Data lines:
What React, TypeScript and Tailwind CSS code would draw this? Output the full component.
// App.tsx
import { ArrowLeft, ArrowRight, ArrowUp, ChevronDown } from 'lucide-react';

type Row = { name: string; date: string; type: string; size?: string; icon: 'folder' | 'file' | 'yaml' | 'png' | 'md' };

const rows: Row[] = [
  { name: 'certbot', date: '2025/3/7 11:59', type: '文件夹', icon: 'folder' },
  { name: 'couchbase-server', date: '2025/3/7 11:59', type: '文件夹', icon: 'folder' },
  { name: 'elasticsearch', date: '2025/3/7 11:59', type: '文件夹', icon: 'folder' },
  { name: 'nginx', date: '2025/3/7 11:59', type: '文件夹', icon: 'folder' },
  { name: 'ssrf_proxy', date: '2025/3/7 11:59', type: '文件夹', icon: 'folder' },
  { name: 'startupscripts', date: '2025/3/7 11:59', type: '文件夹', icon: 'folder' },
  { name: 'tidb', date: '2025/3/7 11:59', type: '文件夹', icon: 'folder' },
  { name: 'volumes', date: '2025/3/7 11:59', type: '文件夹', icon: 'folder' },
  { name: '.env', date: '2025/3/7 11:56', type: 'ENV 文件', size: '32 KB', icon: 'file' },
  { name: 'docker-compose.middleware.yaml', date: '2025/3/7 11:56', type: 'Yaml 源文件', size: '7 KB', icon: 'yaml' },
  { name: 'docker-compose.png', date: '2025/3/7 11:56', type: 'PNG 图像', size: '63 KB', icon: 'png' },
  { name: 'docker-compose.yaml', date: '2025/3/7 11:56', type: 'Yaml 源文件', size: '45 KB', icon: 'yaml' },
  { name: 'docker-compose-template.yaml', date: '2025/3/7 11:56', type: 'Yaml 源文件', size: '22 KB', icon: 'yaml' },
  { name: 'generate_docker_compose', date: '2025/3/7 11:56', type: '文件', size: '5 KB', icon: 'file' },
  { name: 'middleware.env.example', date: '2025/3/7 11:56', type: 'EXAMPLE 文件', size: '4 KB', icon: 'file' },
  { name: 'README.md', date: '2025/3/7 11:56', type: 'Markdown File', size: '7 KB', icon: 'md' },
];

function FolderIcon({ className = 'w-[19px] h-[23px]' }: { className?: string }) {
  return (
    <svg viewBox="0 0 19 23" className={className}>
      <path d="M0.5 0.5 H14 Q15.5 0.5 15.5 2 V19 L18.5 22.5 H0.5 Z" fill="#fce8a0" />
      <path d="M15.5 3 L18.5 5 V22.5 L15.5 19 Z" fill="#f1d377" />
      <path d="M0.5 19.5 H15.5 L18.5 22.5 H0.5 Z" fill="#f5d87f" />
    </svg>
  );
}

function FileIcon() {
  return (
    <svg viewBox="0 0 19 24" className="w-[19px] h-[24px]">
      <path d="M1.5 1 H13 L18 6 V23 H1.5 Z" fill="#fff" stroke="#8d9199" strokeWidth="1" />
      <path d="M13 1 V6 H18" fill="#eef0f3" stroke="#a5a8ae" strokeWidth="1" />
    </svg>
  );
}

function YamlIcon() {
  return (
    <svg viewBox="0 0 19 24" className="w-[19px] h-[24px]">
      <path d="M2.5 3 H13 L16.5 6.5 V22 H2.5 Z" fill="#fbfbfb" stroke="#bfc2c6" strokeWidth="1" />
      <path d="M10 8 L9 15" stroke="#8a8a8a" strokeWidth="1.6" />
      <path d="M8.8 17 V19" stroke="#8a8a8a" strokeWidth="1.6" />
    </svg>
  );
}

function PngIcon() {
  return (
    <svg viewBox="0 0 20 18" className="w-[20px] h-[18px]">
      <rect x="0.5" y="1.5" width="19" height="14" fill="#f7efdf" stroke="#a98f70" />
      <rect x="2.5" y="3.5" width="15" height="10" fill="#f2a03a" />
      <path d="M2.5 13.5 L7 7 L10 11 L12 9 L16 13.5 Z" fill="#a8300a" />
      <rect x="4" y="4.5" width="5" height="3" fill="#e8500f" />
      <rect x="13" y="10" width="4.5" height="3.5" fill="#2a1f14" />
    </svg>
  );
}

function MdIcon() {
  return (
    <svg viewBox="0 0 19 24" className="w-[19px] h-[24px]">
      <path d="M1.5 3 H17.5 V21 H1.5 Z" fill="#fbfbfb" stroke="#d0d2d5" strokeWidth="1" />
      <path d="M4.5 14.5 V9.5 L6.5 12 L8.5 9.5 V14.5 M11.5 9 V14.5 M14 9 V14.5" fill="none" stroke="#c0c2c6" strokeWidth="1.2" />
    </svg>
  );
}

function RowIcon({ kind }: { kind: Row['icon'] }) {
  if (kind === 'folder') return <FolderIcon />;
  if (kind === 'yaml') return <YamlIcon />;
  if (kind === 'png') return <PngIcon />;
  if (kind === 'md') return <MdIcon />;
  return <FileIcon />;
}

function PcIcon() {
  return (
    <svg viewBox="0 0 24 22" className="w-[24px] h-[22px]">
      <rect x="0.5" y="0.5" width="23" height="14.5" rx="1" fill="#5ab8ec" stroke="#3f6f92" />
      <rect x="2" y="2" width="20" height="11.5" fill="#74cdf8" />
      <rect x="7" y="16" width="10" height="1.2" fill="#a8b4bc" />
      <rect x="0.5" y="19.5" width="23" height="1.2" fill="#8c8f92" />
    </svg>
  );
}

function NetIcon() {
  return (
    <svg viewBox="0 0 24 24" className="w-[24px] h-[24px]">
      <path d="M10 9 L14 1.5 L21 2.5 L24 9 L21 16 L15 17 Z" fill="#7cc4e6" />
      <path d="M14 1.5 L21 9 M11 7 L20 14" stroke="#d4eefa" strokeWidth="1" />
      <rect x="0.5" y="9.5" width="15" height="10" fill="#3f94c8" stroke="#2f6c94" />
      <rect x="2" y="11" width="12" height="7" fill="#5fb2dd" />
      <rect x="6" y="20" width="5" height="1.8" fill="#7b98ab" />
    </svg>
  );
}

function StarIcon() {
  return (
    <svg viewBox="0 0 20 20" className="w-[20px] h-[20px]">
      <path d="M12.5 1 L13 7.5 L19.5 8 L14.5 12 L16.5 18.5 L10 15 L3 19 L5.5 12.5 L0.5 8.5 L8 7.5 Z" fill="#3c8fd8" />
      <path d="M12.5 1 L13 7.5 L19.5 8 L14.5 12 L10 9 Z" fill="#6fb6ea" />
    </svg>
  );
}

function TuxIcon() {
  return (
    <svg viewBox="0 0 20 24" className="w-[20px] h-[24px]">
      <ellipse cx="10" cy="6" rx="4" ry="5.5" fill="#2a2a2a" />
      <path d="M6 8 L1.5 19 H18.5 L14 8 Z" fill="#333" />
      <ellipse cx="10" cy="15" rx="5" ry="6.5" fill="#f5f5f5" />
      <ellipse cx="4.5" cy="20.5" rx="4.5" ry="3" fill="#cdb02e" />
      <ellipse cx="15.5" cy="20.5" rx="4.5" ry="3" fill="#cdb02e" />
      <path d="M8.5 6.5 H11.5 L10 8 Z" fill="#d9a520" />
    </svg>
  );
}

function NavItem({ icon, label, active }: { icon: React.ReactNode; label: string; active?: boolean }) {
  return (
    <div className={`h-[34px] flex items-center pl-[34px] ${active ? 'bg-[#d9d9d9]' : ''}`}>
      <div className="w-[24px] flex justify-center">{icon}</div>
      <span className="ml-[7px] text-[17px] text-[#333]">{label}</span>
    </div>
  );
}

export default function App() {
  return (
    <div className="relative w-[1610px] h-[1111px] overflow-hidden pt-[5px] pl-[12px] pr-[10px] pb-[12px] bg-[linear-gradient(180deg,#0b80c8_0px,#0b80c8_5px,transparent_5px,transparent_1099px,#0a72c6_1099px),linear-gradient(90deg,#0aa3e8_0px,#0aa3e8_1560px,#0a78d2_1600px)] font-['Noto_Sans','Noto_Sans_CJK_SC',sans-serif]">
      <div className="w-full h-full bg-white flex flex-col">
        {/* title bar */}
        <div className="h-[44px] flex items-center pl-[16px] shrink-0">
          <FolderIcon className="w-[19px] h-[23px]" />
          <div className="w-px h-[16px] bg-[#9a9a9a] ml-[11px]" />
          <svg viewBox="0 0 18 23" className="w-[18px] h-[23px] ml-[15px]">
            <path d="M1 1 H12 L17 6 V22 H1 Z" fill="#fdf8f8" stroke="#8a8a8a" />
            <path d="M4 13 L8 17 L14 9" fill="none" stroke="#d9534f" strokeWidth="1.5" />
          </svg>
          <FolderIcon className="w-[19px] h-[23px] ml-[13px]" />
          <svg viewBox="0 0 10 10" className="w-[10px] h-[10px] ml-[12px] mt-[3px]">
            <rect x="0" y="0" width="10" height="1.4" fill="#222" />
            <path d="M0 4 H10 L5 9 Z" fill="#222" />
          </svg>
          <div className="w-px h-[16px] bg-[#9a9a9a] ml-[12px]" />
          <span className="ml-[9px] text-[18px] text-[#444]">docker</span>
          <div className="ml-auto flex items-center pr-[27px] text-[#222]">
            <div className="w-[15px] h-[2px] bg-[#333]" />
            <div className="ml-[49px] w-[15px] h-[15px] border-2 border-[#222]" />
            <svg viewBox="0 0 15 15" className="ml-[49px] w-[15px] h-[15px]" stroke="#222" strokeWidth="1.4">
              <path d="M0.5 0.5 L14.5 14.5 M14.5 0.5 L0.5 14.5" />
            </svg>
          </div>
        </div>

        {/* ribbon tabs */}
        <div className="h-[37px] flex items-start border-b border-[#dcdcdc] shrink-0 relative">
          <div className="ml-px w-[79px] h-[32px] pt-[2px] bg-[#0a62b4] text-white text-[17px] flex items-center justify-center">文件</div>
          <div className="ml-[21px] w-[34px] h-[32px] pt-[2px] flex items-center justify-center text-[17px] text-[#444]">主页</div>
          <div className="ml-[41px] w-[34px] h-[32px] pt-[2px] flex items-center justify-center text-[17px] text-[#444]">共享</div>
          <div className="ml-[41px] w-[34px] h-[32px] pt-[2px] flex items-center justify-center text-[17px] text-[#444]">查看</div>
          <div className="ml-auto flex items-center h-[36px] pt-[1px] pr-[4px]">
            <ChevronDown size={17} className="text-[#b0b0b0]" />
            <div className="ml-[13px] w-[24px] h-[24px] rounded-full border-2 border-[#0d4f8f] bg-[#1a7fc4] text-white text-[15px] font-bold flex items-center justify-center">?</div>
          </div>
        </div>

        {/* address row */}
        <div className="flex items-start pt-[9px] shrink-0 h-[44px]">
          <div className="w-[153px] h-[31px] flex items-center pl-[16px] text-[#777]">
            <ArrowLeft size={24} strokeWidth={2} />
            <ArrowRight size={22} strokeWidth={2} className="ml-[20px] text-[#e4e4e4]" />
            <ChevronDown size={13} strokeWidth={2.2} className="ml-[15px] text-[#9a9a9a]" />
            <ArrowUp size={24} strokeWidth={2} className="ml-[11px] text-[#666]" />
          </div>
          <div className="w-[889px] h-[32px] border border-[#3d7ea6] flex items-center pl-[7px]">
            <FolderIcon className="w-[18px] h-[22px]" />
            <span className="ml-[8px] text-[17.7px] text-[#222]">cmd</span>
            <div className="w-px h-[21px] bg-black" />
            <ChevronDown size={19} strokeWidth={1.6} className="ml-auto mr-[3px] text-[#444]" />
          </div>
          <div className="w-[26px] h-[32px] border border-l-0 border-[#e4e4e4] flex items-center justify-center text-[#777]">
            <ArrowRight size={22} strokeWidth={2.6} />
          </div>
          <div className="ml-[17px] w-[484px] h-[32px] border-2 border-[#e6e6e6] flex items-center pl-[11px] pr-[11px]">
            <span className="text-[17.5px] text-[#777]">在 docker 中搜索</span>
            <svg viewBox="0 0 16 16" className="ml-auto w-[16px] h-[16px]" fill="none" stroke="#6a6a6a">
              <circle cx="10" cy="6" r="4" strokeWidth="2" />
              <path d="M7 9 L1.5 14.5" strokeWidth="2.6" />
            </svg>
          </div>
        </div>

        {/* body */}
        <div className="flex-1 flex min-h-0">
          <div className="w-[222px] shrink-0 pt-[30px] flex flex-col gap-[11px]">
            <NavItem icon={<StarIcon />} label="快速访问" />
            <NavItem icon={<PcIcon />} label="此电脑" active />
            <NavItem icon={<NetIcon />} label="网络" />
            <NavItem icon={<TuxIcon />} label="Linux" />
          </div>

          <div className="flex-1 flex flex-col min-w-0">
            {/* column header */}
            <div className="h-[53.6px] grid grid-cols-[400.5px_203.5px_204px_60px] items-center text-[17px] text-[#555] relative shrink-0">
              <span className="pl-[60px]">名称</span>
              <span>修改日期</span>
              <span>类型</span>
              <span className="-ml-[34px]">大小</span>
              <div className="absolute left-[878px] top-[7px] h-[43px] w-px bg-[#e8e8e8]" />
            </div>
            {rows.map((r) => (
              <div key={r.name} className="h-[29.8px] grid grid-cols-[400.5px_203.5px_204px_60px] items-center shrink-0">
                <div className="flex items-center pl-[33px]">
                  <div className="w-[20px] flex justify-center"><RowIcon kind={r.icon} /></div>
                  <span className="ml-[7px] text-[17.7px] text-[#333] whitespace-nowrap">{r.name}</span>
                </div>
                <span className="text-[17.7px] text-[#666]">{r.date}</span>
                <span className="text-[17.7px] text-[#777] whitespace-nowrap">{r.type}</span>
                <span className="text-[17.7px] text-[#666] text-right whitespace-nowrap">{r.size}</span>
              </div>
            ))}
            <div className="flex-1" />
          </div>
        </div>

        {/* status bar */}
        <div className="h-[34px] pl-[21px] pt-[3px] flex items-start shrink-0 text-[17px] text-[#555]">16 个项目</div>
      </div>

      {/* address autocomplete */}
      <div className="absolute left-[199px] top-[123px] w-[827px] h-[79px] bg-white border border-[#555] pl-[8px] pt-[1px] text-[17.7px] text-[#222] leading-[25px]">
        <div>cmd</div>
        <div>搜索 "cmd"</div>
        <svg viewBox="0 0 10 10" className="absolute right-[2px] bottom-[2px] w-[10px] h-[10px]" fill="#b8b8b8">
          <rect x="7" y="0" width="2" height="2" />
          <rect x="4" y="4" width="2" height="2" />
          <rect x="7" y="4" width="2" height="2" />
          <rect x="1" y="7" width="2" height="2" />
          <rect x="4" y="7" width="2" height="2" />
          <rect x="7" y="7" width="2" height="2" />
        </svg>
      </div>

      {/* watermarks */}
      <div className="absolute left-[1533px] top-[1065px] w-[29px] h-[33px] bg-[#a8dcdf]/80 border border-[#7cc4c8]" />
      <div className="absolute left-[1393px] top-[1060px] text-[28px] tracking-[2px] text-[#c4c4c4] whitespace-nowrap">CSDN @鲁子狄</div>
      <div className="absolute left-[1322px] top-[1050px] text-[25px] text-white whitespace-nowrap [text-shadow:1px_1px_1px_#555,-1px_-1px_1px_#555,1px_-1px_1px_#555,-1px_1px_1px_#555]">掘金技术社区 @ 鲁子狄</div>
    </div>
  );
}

Work to complete: Print only the lines from the top of the data above down to the line holding "string; date: string;", inclusive.

Exercise answer:
What React, TypeScript and Tailwind CSS code would draw this? Output the full component.
// App.tsx
import { ArrowLeft, ArrowRight, ArrowUp, ChevronDown } from 'lucide-react';

type Row = { name: string; date: string; type: string; size?: string; icon: 'folder' | 'file' | 'yaml' | 'png' | 'md' };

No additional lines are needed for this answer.